WORK TO COMPLETE
For the records below, give the count of lines holding the word "React" and nothing more.

───── RECORDS SHOWN

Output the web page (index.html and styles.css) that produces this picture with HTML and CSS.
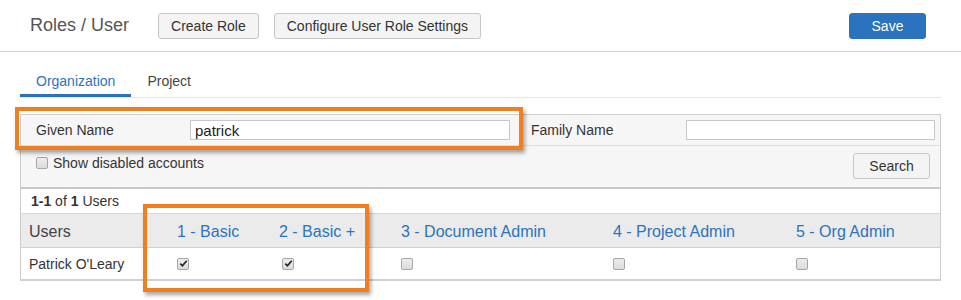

──────────
───── RECORDS SHOWN

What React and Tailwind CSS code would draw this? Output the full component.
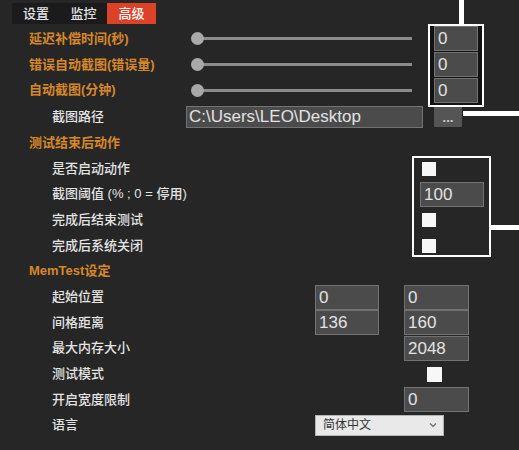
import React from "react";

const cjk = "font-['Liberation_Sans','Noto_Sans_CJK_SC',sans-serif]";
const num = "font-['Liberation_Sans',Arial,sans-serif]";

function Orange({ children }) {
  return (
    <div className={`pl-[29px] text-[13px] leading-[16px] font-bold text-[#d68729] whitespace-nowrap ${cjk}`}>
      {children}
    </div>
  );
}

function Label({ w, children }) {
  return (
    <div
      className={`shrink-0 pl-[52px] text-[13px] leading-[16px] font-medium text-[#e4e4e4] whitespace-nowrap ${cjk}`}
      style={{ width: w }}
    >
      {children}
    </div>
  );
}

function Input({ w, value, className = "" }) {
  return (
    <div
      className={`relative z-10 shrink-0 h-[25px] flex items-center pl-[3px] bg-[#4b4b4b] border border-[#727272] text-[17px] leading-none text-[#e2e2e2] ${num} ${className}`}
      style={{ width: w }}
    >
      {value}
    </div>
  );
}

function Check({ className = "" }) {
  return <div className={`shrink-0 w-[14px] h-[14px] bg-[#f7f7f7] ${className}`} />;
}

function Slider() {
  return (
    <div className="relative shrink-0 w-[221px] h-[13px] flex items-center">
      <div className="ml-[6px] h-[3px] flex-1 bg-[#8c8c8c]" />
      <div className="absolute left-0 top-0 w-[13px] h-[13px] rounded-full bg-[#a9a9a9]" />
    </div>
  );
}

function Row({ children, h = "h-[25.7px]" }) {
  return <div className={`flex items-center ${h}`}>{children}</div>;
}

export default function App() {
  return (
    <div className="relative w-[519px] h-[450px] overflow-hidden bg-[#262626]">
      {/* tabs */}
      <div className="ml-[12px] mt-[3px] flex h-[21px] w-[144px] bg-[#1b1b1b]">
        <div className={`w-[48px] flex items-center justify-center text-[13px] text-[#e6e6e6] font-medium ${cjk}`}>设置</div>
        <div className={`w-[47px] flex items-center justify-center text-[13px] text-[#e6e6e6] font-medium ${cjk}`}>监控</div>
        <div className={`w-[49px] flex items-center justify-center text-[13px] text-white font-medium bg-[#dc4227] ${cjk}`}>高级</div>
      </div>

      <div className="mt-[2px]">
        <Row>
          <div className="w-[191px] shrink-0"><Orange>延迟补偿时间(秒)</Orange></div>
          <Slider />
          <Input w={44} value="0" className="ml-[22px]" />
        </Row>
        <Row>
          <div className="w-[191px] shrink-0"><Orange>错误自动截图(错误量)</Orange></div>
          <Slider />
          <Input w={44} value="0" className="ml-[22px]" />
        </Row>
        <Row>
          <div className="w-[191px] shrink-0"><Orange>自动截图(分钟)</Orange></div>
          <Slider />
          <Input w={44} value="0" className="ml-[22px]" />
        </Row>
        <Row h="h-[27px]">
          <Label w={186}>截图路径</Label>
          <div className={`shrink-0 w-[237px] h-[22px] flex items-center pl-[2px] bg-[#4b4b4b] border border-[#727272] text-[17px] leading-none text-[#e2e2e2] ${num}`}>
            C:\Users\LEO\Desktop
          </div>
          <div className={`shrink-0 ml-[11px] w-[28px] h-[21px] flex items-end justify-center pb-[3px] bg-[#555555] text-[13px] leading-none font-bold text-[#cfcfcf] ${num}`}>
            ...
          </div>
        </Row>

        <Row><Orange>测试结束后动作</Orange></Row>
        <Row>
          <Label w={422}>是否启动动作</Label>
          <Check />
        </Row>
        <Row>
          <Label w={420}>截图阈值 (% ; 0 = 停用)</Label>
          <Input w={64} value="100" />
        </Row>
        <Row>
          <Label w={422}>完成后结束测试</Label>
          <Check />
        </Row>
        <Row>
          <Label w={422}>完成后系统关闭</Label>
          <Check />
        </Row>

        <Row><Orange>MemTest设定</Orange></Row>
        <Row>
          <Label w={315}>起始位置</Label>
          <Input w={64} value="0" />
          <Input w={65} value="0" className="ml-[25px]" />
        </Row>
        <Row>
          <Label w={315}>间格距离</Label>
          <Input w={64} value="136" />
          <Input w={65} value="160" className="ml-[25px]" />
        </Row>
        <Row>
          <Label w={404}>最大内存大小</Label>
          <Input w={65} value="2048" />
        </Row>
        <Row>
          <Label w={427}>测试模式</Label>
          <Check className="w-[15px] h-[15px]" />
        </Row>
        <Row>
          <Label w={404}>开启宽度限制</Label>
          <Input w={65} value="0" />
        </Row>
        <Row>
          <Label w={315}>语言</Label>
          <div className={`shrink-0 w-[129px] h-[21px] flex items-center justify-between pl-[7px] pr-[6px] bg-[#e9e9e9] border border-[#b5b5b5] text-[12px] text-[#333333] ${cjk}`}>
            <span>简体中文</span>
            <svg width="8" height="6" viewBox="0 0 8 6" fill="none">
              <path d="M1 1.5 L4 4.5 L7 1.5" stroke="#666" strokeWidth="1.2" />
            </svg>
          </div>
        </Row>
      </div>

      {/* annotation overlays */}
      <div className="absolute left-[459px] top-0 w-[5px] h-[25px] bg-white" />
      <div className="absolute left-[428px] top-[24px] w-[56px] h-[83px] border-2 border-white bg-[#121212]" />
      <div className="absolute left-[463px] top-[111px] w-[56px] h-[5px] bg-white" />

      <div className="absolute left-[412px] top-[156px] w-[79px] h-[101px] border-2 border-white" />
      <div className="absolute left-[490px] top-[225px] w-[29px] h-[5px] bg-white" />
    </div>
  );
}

──────────
───── RECORDS SHOWN

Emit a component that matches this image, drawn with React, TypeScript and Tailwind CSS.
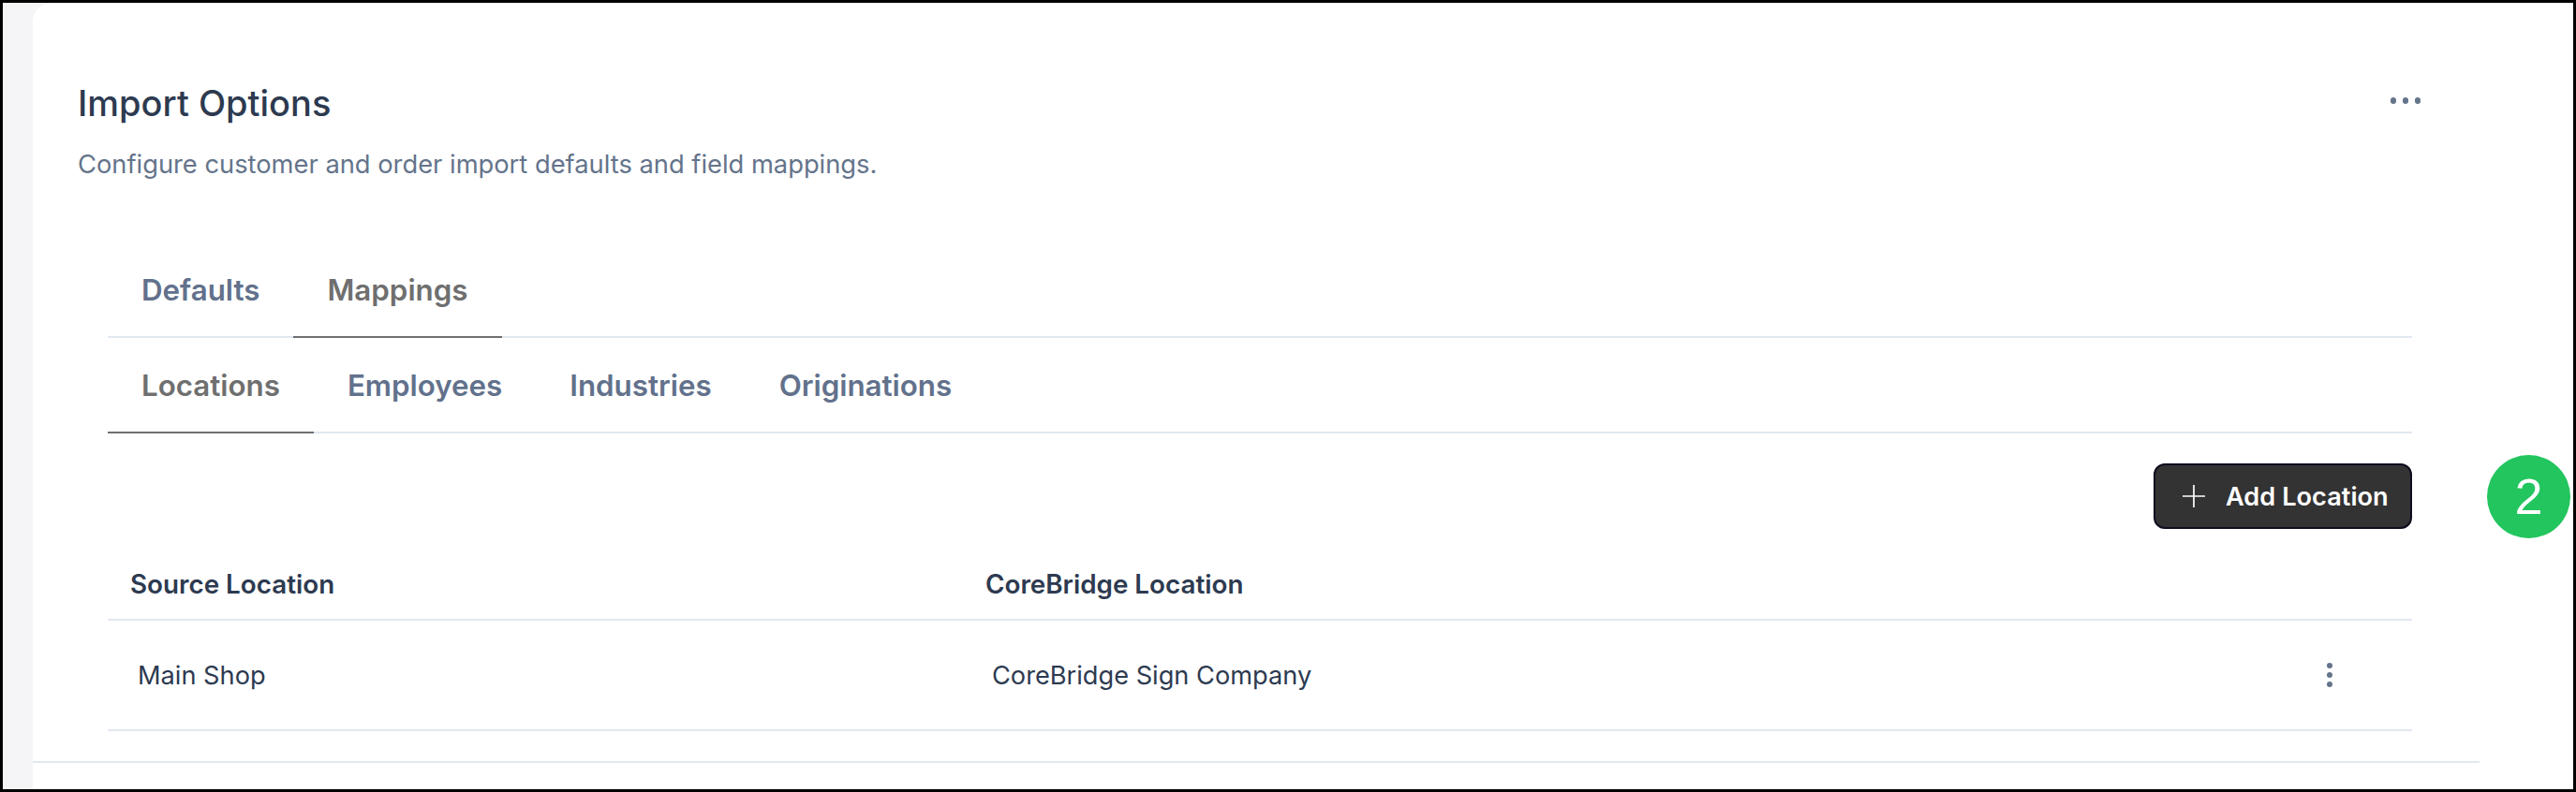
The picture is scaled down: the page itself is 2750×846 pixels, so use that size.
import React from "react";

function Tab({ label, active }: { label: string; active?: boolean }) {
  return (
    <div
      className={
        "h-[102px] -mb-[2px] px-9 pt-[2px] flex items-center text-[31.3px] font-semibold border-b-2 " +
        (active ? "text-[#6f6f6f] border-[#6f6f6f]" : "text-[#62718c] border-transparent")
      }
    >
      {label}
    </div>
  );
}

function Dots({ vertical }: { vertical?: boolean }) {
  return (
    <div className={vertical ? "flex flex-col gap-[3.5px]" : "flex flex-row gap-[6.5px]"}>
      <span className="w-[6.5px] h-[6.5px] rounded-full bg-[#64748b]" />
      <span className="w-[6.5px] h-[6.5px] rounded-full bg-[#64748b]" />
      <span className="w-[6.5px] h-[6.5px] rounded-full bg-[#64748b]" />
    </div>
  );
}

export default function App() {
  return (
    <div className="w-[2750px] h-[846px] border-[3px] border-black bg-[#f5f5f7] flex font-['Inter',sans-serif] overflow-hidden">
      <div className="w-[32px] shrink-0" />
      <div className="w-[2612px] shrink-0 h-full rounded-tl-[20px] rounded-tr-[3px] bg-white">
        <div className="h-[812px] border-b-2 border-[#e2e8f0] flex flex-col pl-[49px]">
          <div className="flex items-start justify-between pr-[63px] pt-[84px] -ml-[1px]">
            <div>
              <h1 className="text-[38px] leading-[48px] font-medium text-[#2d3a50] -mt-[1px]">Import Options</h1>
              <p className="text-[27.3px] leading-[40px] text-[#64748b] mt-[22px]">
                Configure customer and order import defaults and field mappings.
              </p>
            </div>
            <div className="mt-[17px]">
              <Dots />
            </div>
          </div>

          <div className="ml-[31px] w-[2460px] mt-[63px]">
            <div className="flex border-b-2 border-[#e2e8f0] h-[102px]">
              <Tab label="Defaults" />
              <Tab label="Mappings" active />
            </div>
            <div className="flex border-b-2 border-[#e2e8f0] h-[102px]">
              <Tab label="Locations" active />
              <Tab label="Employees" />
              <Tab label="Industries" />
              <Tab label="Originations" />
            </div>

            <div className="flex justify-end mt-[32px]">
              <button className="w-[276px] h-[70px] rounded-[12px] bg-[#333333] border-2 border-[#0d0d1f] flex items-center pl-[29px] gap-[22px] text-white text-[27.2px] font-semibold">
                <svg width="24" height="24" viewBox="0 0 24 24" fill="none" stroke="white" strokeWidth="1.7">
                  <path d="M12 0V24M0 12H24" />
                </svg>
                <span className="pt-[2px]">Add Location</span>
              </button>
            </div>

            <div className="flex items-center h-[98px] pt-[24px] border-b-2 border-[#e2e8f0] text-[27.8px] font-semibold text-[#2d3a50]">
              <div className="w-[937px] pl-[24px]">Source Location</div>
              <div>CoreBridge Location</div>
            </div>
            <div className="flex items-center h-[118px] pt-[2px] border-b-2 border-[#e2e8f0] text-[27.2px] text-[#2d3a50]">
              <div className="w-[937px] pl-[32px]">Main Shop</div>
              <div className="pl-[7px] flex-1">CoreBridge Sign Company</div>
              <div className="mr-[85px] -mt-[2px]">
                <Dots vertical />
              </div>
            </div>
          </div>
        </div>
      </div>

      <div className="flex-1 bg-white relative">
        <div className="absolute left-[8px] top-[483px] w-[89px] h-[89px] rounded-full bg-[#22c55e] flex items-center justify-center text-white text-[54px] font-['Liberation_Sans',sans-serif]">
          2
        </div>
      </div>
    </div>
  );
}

──────────

THE OUTPUT
4